New Delhi, November 3
The Union Government has filed a report in the Supreme Court, sticking to its decision to de-recognise 44 deemed universities for providing poor quality of education in terms of faculty, infrastructure and innovation.

The Committee of Officers, which re-examined the standard of education imparted by these 44 institutions, “finds no reason to deviate from the conclusions” of the Committee of Academic Experts that had recommended stripping them of their deemed status, the report said.

The government had set up the committee to review its decision at the instance of the Supreme Court which is hearing a bunch of petitions filed by the affected universities. The institutions have challenged the government’s acceptance of the earlier report, contending that only the University Grants Commission (UGC) had the power to de-recognise them.

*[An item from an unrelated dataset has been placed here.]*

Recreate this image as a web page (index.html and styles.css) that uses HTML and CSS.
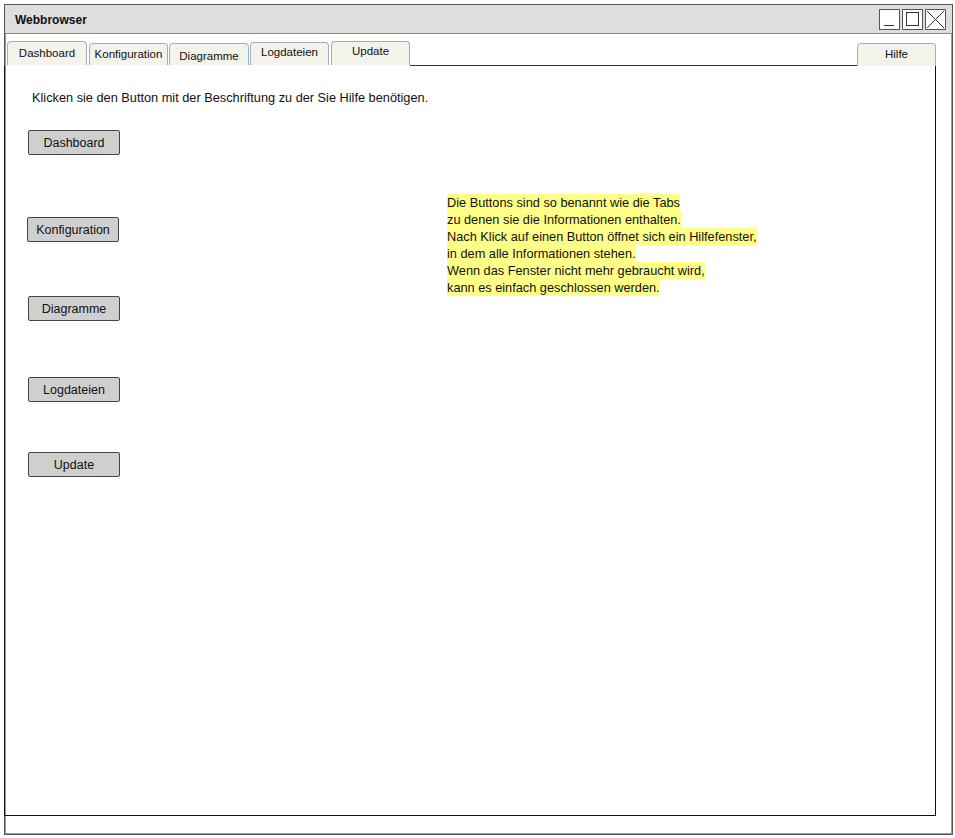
FILE: index.html
```html
<!DOCTYPE html>
<html lang="de">
<head>
<meta charset="utf-8">
<title>Webbrowser</title>
<link rel="stylesheet" href="styles.css">
</head>
<body>
<div class="window">
  <div class="titlebar">
    <span class="title">Webbrowser</span>
    <div class="controls">
      <span class="ctrl"><svg width="21" height="21" viewBox="0 0 21 21"><line x1="5" y1="16.5" x2="15" y2="16.5" stroke="#333" stroke-width="1"/></svg></span>
      <span class="ctrl"><svg width="21" height="21" viewBox="0 0 21 21"><rect x="4.5" y="3.5" width="12" height="13" fill="none" stroke="#333" stroke-width="1"/></svg></span>
      <span class="ctrl"><svg width="21" height="21" viewBox="0 0 21 21"><line x1="2" y1="2" x2="19" y2="19" stroke="#333" stroke-width="1"/><line x1="19" y1="2" x2="2" y2="19" stroke="#333" stroke-width="1"/></svg></span>
    </div>
  </div>
  <div class="body">
    <div class="tabs">
      <span class="tab t-dash">Dashboard</span>
      <span class="tab t-konf">Konfiguration</span>
      <span class="tab t-diag">Diagramme</span>
      <span class="tab t-log">Logdateien</span>
      <span class="tab t-upd">Update</span>
      <span class="tabline"></span>
      <span class="tab active">Hilfe</span>
    </div>
    <div class="panel">
      <p class="intro">Klicken sie den Button mit der Beschriftung zu der Sie Hilfe benötigen.</p>
      <div class="row">
        <div class="buttons">
          <span class="btn b-dash">Dashboard</span>
          <span class="btn b-konf">Konfiguration</span>
          <span class="btn b-diag">Diagramme</span>
          <span class="btn b-log">Logdateien</span>
          <span class="btn b-upd">Update</span>
        </div>
        <div class="note">
          <span class="hl">Die Buttons sind so benannt wie die Tabs</span>
          <span class="hl">zu denen sie die Informationen enthalten.</span>
          <span class="hl">Nach Klick auf einen Button öffnet sich ein Hilfefenster,</span>
          <span class="hl">in dem alle Informationen stehen.</span>
          <span class="hl">Wenn das Fenster nicht mehr gebraucht wird,</span>
          <span class="hl">kann es einfach geschlossen werden.</span>
        </div>
      </div>
    </div>
  </div>
</div>
</body>
</html>
```
FILE: styles.css
```css
html, body {
  margin: 0;
  padding: 0;
  background: #ffffff;
}
body {
  font-family: "Liberation Sans", Arial, sans-serif;
  color: #111;
}
.window {
  margin: 4px 0 0 4px;
  width: 949px;
  height: 831px;
  box-sizing: border-box;
  border: 1px solid #555;
  box-shadow: inset 1px 1px 0 #9a9a9a, inset -1px -1px 0 #9a9a9a;
  display: flex;
  flex-direction: column;
  background: #fff;
}
.titlebar {
  height: 28px;
  flex: none;
  background: #dedede;
  border-bottom: 1px solid #8a8a8a;
  display: flex;
  align-items: center;
  justify-content: space-between;
  padding: 0 6px 0 10px;
}
.title {
  font-weight: bold;
  font-size: 12px;
  padding-top: 1px;
}
.controls {
  display: flex;
  gap: 2px;
  padding-top: 1px;
}
.ctrl {
  width: 21px;
  height: 21px;
  box-sizing: border-box;
  border: 1px solid #555;
  background: #fff;
  display: flex;
}
.ctrl svg {
  margin: -1px;
}
.body {
  flex: 1;
  display: flex;
  flex-direction: column;
  padding: 0 16px 18px 0;
}
.tabs {
  display: flex;
  align-items: flex-end;
  height: 32px;
  flex: none;
  padding-left: 2px;
}
.tab {
  box-sizing: border-box;
  width: 79px;
  background: #f3f3eb;
  border: 1px solid #9eb0bb;
  border-bottom: none;
  border-radius: 4px 4px 0 0;
  font-size: 11.5px;
  text-align: center;
  display: flex;
  justify-content: center;
}
.tabs > .tab:not(.active) {
  margin-bottom: 1px;
}
.t-dash { width: 80px; height: 24px; padding-top: 5px; margin-right: 2px; }
.t-konf { height: 22px; padding-top: 4px; margin-right: 1px; }
.t-diag { width: 80px; height: 22px; padding-top: 6px; margin-right: 1px; }
.t-log { height: 23px; padding-top: 3px; margin-right: 2px; }
.t-upd { height: 24px; padding-top: 3px; }
.tabline {
  flex: 1;
  align-self: flex-end;
  border-bottom: 1px solid #333;
}
.tab.active {
  width: 79px;
  height: 23px;
  padding-top: 4px;
  border-bottom: none;
  border-right: 1px solid #9eb0bb;
}
.panel {
  flex: 1;
  border: 1px solid #111;
  border-top: none;
  padding: 23px 0 0 27px;
  font-size: 12.75px;
  margin-left: -1px;
}
.intro {
  margin: 0;
  line-height: 17px;
}
.row {
  display: flex;
  align-items: flex-start;
  margin-top: 24px;
}
.buttons {
  display: flex;
  flex-direction: column;
  align-items: flex-start;
}
.btn {
  box-sizing: border-box;
  width: 92px;
  height: 25px;
  background: #cfcfcf;
  border: 1px solid #444;
  border-radius: 2px;
  display: flex;
  align-items: center;
  justify-content: center;
  font-size: 12.5px;
}
.b-dash { margin-left: -4px; }
.b-konf { margin-top: 62px; margin-left: -5px; }
.b-diag { margin-top: 54px; margin-left: -4px; }
.b-log { margin-top: 56px; margin-left: -4px; }
.b-upd { margin-top: 50px; margin-left: -4px; }
.note {
  margin-left: 327px;
  margin-top: 64px;
  display: flex;
  flex-direction: column;
  align-items: flex-start;
  line-height: 17px;
}
.hl {
  background: #ffff88;
}
```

It was the UGC which had recommended deemed status to them and as such it could be taken away only at UGC’s instance, they had argued.

Further, the move to strip them of their deemed status had been taken without giving them an adequate opportunity to present their case, they had maintained.

Three of the 44 affected Deemed Universities are in Haryana -- Lingaya’s University, Nachauli, Faridabad, Maharishi Markandeshwar University, Maulana, Ambala and Manav Rachna International University, Faridabad. Several such institutions are in Tamil Nadu, Karnataka, Maharashtra and Uttar Pradesh.

As many as two lakh students are studying in these institutions. But the government has assured the SC that it would protect their interests by accommodating them in other institutions or by facilitating state government affiliation to the affected educational bodies which would once again become colleges in the event of de-recognition.

The experts committee had assessed the quality of the deemed universities on nine parameters. These include aspects of governance, quality of innovations in teaching and learning processes, research output and its impact, doctoral and other research degree programmes, faculty resources and the admission processes.